Rows from a dataset of pages and code:
## BEGIN
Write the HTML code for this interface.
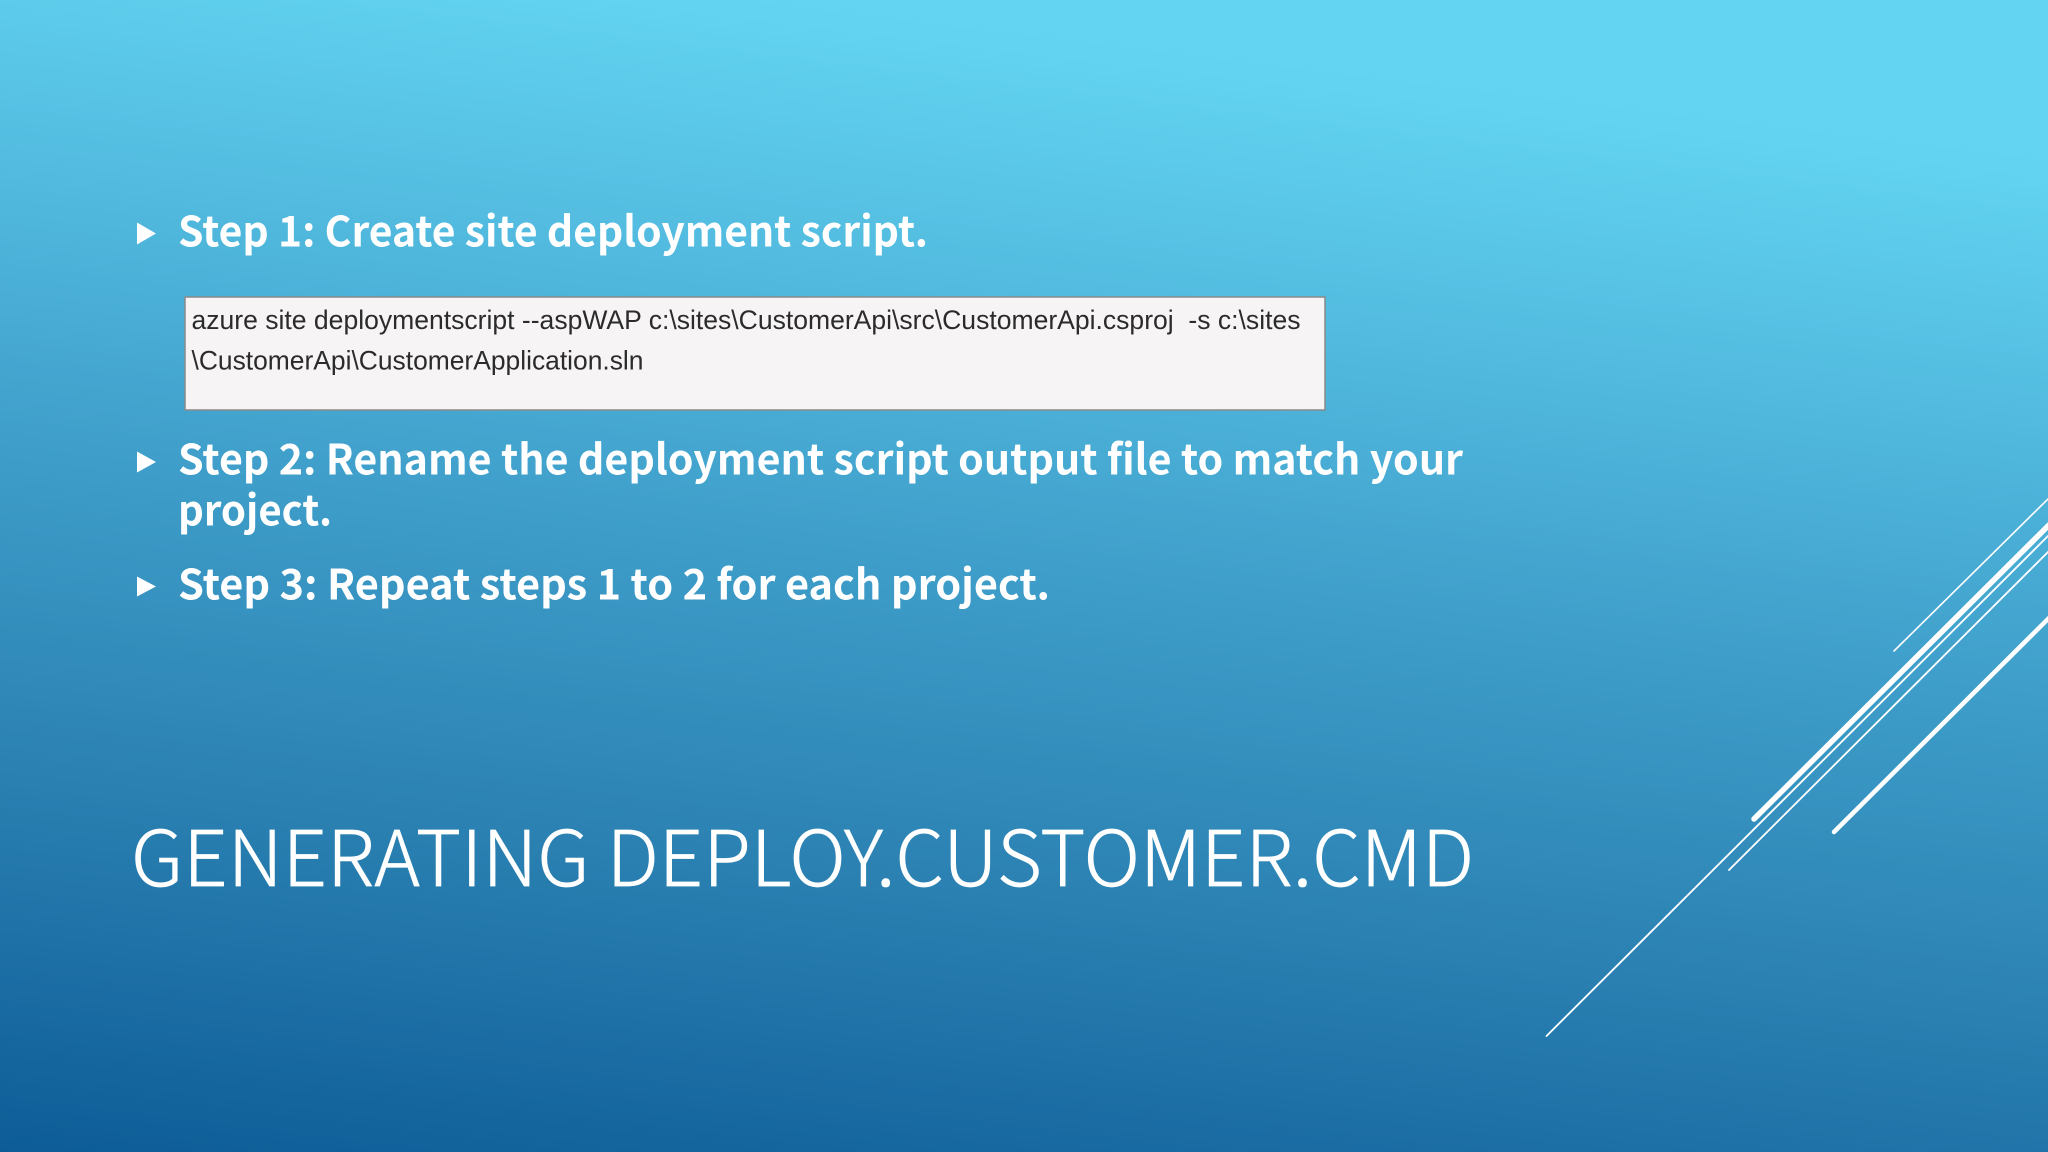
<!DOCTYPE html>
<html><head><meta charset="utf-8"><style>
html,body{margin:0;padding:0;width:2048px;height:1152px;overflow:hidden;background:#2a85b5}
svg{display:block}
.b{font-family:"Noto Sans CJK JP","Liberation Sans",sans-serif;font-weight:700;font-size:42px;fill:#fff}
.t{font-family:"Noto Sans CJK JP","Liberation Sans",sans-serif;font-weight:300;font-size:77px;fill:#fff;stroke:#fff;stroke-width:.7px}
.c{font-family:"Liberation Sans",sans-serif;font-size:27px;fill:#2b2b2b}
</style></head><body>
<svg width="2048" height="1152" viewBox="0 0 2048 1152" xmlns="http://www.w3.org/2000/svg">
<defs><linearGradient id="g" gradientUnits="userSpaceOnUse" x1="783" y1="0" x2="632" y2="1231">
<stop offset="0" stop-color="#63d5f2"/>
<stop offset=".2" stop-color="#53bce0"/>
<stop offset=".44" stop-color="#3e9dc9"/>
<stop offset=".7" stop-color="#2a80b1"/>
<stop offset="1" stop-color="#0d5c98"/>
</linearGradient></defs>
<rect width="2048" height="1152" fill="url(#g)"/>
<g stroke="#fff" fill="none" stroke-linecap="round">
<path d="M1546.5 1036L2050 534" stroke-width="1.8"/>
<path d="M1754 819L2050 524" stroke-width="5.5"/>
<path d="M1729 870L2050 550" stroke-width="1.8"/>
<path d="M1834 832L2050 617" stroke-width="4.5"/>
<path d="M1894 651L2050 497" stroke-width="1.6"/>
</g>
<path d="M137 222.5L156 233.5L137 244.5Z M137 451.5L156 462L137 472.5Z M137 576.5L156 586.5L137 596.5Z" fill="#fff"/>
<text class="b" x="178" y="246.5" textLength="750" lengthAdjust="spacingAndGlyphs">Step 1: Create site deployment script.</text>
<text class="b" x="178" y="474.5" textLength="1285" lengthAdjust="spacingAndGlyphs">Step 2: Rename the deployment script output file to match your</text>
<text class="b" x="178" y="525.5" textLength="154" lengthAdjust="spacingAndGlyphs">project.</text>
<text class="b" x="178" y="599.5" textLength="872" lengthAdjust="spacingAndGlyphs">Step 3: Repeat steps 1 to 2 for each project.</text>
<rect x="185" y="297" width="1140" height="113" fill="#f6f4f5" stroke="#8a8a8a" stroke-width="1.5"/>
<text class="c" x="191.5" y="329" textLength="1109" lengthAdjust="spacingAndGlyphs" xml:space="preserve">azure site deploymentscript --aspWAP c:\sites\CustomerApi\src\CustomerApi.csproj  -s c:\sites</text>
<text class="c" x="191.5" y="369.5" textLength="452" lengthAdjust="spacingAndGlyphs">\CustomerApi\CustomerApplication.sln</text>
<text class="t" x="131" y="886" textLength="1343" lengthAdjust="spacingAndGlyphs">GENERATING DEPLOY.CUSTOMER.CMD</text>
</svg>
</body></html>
## END
## BEGIN
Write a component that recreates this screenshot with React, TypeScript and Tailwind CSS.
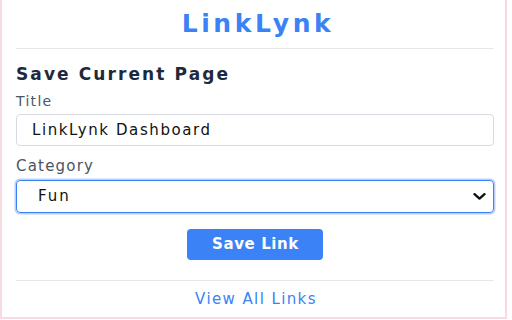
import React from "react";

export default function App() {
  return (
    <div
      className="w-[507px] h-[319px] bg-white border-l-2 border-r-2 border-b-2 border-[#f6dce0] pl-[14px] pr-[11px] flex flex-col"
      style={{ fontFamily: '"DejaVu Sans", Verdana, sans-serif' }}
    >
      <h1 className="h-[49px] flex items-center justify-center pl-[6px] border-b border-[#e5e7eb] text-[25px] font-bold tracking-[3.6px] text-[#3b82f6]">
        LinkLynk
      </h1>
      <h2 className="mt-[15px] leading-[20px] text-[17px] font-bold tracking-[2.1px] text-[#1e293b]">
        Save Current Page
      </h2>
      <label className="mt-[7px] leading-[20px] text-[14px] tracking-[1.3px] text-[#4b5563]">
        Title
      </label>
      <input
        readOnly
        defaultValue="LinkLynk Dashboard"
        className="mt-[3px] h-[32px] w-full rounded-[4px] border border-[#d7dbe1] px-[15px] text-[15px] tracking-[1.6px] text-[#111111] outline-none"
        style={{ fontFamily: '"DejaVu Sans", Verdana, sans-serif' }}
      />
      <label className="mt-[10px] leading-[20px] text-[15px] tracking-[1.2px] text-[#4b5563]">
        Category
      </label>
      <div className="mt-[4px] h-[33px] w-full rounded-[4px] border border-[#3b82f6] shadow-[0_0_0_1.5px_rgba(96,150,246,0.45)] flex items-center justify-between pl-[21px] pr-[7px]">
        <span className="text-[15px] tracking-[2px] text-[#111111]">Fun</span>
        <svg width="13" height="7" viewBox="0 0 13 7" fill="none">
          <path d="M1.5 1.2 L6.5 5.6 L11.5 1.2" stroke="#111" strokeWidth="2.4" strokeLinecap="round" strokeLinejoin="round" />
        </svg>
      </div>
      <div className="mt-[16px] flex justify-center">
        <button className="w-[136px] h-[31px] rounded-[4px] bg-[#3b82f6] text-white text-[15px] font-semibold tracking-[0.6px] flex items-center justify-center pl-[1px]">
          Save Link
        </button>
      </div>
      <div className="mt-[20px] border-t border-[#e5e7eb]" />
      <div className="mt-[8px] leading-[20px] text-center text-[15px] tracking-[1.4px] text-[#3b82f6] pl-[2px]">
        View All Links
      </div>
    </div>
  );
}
## END
* **TASK STATEMENT**
Using the data above, copy exactly the lines from the one containing "Write a component" to the one containing "import React from", inclusive. Exclude the pictures.

* **FULL OUTPUT**
Write a component that recreates this screenshot with React, TypeScript and Tailwind CSS.
import React from "react";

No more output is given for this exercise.